書籍之海 漂流記

看板に掲げているのは「書籍」だけですが、実際は人間の精神の営みすべての海を航海しています。

安重根は平和の使徒だそうな(2)

2008年10月27日 | 抜き書き
▲「Chosun Online 朝鮮日報日本語版」2008/10/24 17:01、兪碩在(ユ・ソクジェ)記者「『安重根は東北アジアの平和都市を夢見ていた』(下)」
 〈http://www.chosunonline.com/article/20081024000071

 東洋平和に向けた安重根の具体的な構想は、現在の観点からみても非常に目新しいものだ。まず日本が旅順を清に返還した上で、韓中日3カ国が共同で管理する軍港とし、各国が代表を派遣して平和会議を組織すべきと主張した。具体的には3カ国の若者で構成された軍団を編成し、彼らに2カ国以上の言語を学ばせ、銀行を設立して共用通貨を定めようという主張だった。21世紀の欧州連合(EU)を連想させるような概念が、すでに安重根の思想の中に存在していたことになる。 (兪碩在記者)

 旅順を返還すべきなのはロシアである。旅順は、1900年の北清事変のあと、ロシアの租借地となっている。1895年の下関条約で旅順を含む遼東半島は清から日本へ割譲されることとなったが、直後の三国干渉で取りやめになった。だから安重根の事実認識は根本から間違っている。そしてその錯誤を看過した兪碩在記者のそれも同様である。よしんば三国干渉がなく、旅順が日本の領土になっていたとして、清国に返してもすぐロシアに転貸されるだけではないかとは思わなかったのか。現実の旅順がそうなったように。空想家である、安も兪記者も。

 それとも、これはすべて、日本をより貶めるために当時の日本の天敵ロシアを救世主・正義の味方扱いして持ち上げる戦術か。

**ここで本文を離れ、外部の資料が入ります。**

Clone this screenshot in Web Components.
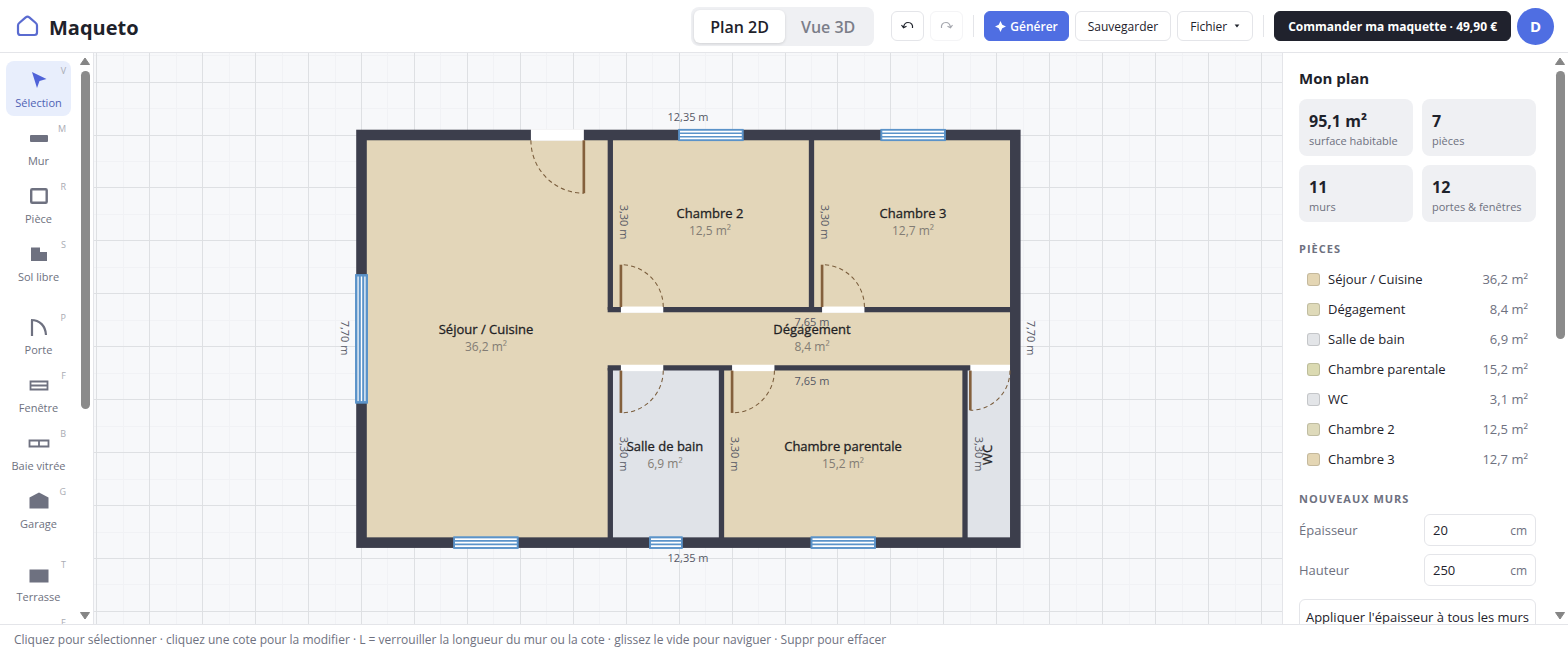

 →「Chosun Online 朝鮮日報日本語版」2008/09/28 01:26、兪碩在記者 「『ロシアの韓国系メディアが安重根の義挙を主導』
 →「Chosun Online 朝鮮日報日本語版」2008/10/24 17:08、兪碩在記者 「伊藤博文に3発命中、ロシア語で『韓国万歳!』

10月27日追記。
 日露戦争後、1905年のポーツマス条約の結果、旅順が日本の租借地となったことを忘れていた。だから「事実認識が根本から誤っていた」「空想家」は私のほうである。この点について、安重根の霊と兪碩在記者にお詫びしたい。